A demanda das famílias é o componente mais importante do bolo que também é dividido pelos gastos do governo, investimentos em bens de capital (máquinas e equipamentos) e comércio exterior. É ele que sustenta o crescimento do setor de serviços, o principal segmento do PIB pelo lado da oferta, que também voltou a crescer após 9 trimestres de retração.
Para sustentar a alta do consumo de forma consistente, os investimentos em bens de capital precisariam voltar a crescer, o que ainda não aconteceu, lembra Vale.

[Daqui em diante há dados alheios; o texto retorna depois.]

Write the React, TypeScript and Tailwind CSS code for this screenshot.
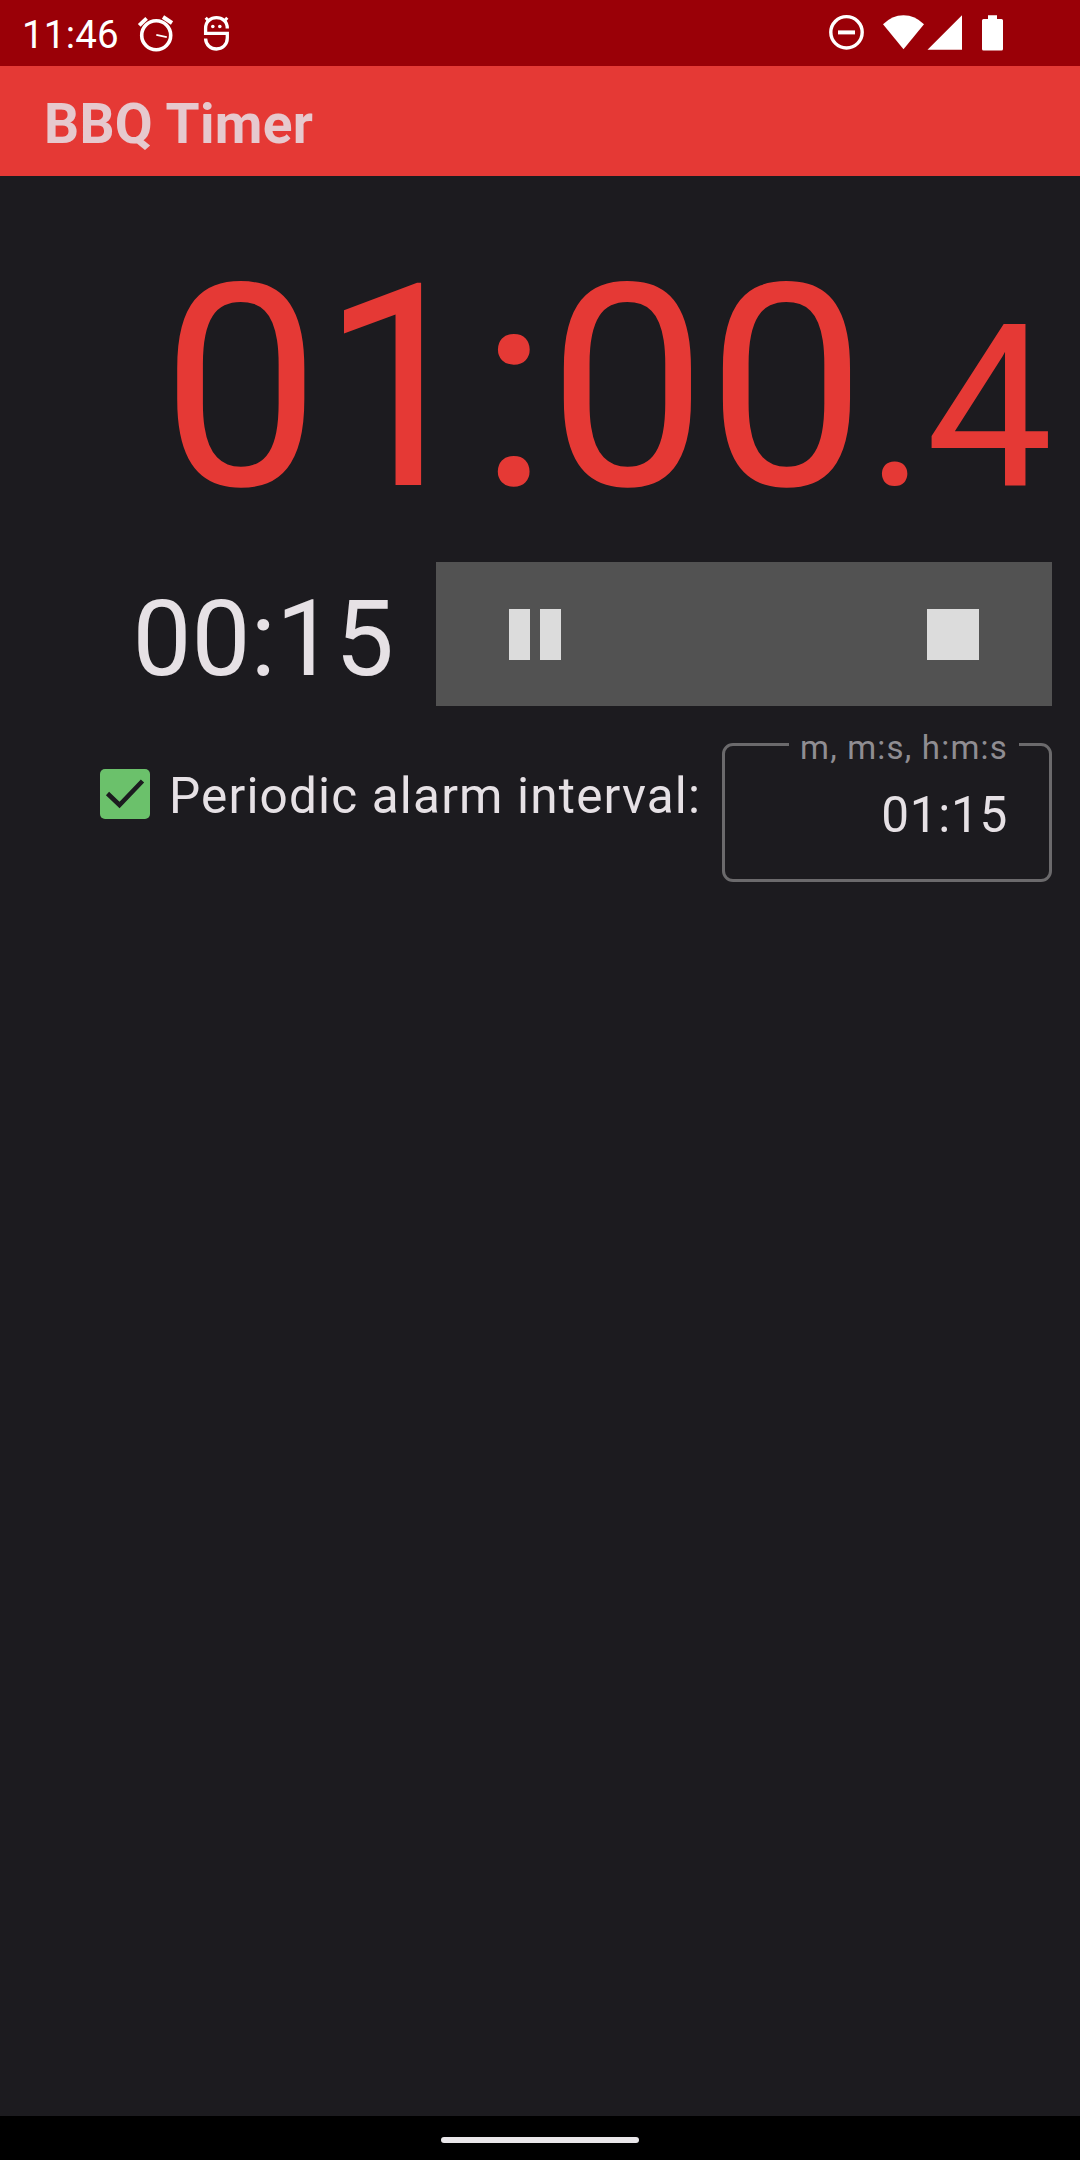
function StatusBar() {
  return (
    <div className="flex h-[66px] items-start justify-between bg-[#9a0007] pl-[22px] text-white">
      <div className="flex items-start">
        <span className="mt-[2px] w-[100px] text-[38.5px] leading-[66px] tracking-[0.2px]">11:46</span>
        <svg className="ml-[12px] mt-[12px] h-[42px] w-[44px]" viewBox="134 12 44 42" fill="none" stroke="currentColor">
          <circle cx="156.2" cy="35.2" r="14.5" strokeWidth="3.6" />
          <path d="M139.2 25.4 146.6 18.4" strokeWidth="3.8" />
          <path d="M163 17 172 23" strokeWidth="4" />
          <path d="M156.3 34.8 166.8 37.2" strokeWidth="1.7" />
        </svg>
        <svg className="ml-[20px] mt-[12px] h-[42px] w-[38px]" viewBox="198 12 38 42" fill="none" stroke="currentColor">
          <path d="M227.3 28.500C227.300 21 222 17.700 216.500 17.700S205.600 21 205.600 28.500V33.300H227.300V38C227.300 45 222 49 216.500 49S205.600 45 205.600 38.500" strokeWidth="3.3" />
          <path d="M205.700 17.800 209.500 22M227.300 17.800 223.500 22" strokeWidth="3" />
          <circle cx="212.800" cy="26.500" r="1.800" fill="currentColor" stroke="none" />
          <circle cx="219.800" cy="26.500" r="1.800" fill="currentColor" stroke="none" />
        </svg>
      </div>
      <svg className="mr-[74px] h-[66px] w-[180px]" viewBox="826 0 180 66" fill="currentColor">
        <circle cx="846.5" cy="32.3" r="15.7" fill="none" stroke="currentColor" strokeWidth="3.4" />
        <rect x="838" y="30.4" width="17" height="4" />
        <path d="M883 24.300Q892 15.200 903.500 15.200T924 24.300L903.500 49.300Z" />
        <path d="M962 15.200V49.700H927.500Z" />
        <path d="M988 15.200H997V19H1001.500Q1003 19 1003 20.500V49Q1003 50.600 1001.500 50.600H983.500Q982 50.600 982 49V20.500Q982 19 983.500 19H988Z" />
      </svg>
    </div>
  );
}

export default function App() {
  return (
    <div className="flex h-[2160px] w-[1080px] flex-col overflow-hidden bg-[#1c1b1f] font-[Roboto,sans-serif] text-[#e6e1e5]">
      <StatusBar />
      <header className="flex h-[110px] items-center bg-[#e53935] pl-[44px] pt-[6px]">
        <h1 className="text-[55px] font-bold leading-none tracking-[0.3px] text-[#e6c9ce]">BBQ Timer</h1>
      </header>

      <main className="flex flex-1 flex-col pr-[28px]">
        <div className="-mr-px mt-[72px] flex h-[280px] items-baseline justify-end whitespace-nowrap leading-[280px] text-[#e53935]">
          <span className="text-[283px]">01:00</span>
          <span className="text-[226.4px]">.4</span>
        </div>

        <div className="mt-[34px] flex h-[144px] items-center justify-end">
          <span className="mr-[42px] mt-[12px] text-[105px] leading-[120px]">00:15</span>
          <div className="flex h-full w-[616px] items-center justify-between bg-[#525252] px-[73px]">
            <button className="flex h-[51px] w-[52px] justify-between" aria-label="Pause">
              <span className="h-full w-[21px] bg-[#dcdcdc]" />
              <span className="h-full w-[21px] bg-[#dcdcdc]" />
            </button>
            <button className="h-[51px] w-[52px] bg-[#dcdcdc]" aria-label="Stop" />
          </div>
        </div>

        <div className="mt-[37px] flex h-[139px] justify-end">
          <label className="flex h-[102px] items-center">
            <svg className="h-[50px] w-[50px]" viewBox="0 0 50 50">
              <rect width="50" height="50" rx="5" fill="#6bc16b" />
              <path d="M7.500 24.500 19.500 36 42.500 12" fill="none" stroke="#1c1b1f" strokeWidth="4.600" />
            </svg>
            <span className="ml-[19px] mt-[4px] w-[553px] whitespace-nowrap text-[49.5px] leading-[60px] tracking-[1.16px]">
              Periodic alarm interval:
            </span>
          </label>
          <fieldset className="relative h-[139px] w-[330px] rounded-[11px] border-[3px] border-[#6b6a6c]">
            <span className="absolute right-[30px] top-[-22px] w-[230px] whitespace-nowrap bg-[#1c1b1f] pl-[11px] text-[33px] leading-[48px] tracking-[1.2px] text-[#8f8d92]">
              m, m:s, h:m:s
            </span>
            <div className="mr-[41px] mt-[39px] text-right text-[49.5px] leading-[60px] tracking-[0.7px]">01:15</div>
          </fieldset>
        </div>
      </main>

      <footer className="flex h-[44px] justify-center bg-black pt-[21px]">
        <div className="h-[6px] w-[198px] rounded-full bg-[#e9e7ea]" />
      </footer>
    </div>
  );
}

Sem essa contrapartida, a capacidade instalada da indústria fica menos ociosa e precisará de uma expansão se o consumo continuar a crescer para evitar pressionar a inflação para cima. Uma eventual alta de preços compromete a expansão do consumo.
Desemprego ainda preocupa
Os economistas lembram que o consumo das famílias brasileiras depende do nível de emprego na economia. A demorada recuperação do mercado de trabalho compromete o consumo, lembra Vale.
Em julho, o desemprego caiu para 12,8%, mas ainda há 13,3 milhões de desempregados. O país continua longe do cenário de pleno emprego visto no passado.
No primeiro semestre, dados do Cadastro Geral de Empregados e Desempregados (Caged) mostram que o Brasil gerou mais de 67 mil postos de trabalho.
**“Já temos um saldo positivo de vagas, mas elas concentram salários mais baixos, enquanto cortam postos de trabalho com salários mais altos. Isso tira a renda da economia e empurra uma melhora somente para o ano que vem.”**
'Não sinto segurança para gastar'
A percepção de que a melhora da economia ainda não se consolidou também deixa a analista comercial Maíra Fidalgo Catellani, de 26 anos, cautelosa em seus gastos. Ela recebeu um bom dinheiro do FGTS inativo no primeiro semestre deste ano, mas decidiu colocar tudo na poupança e adiar o sonho de comprar um carro zero.
Para ela, não é hora de arriscar. “Quero comprar muitas coisas, mas acabo deixando de lado justamente por não sentir segurança com a situação econômica do país”, conta.
Apesar de estar trabalhando, ela conta que nunca deixou de procurar emprego na sua área. Formada em administração de empresas, ela busca uma vaga melhor no setor administrativo.
“Infelizmente o mercado de trabalho ainda está bem parado, as vagas que surgem têm exigências absurdas comparadas ao salário oferecido. Existe pouca oferta e muita procura”, comenta.
Maíra pretende voltar a consumir, mas, por enquanto, sempre que pode coloca uma reserva na poupança para fazer futuramente um intercâmbio.
“Evito gastos desnecessários pois não sei o dia de amanhã.”
Ela espera o mercado de trabalho voltar a se movimentar para se sentir mais segura para gastar. “Só vou sentir que a situação econômica melhorou quando eu vir todos aqueles que conheço e que são extremamente capacitados conseguindo um emprego”, completa.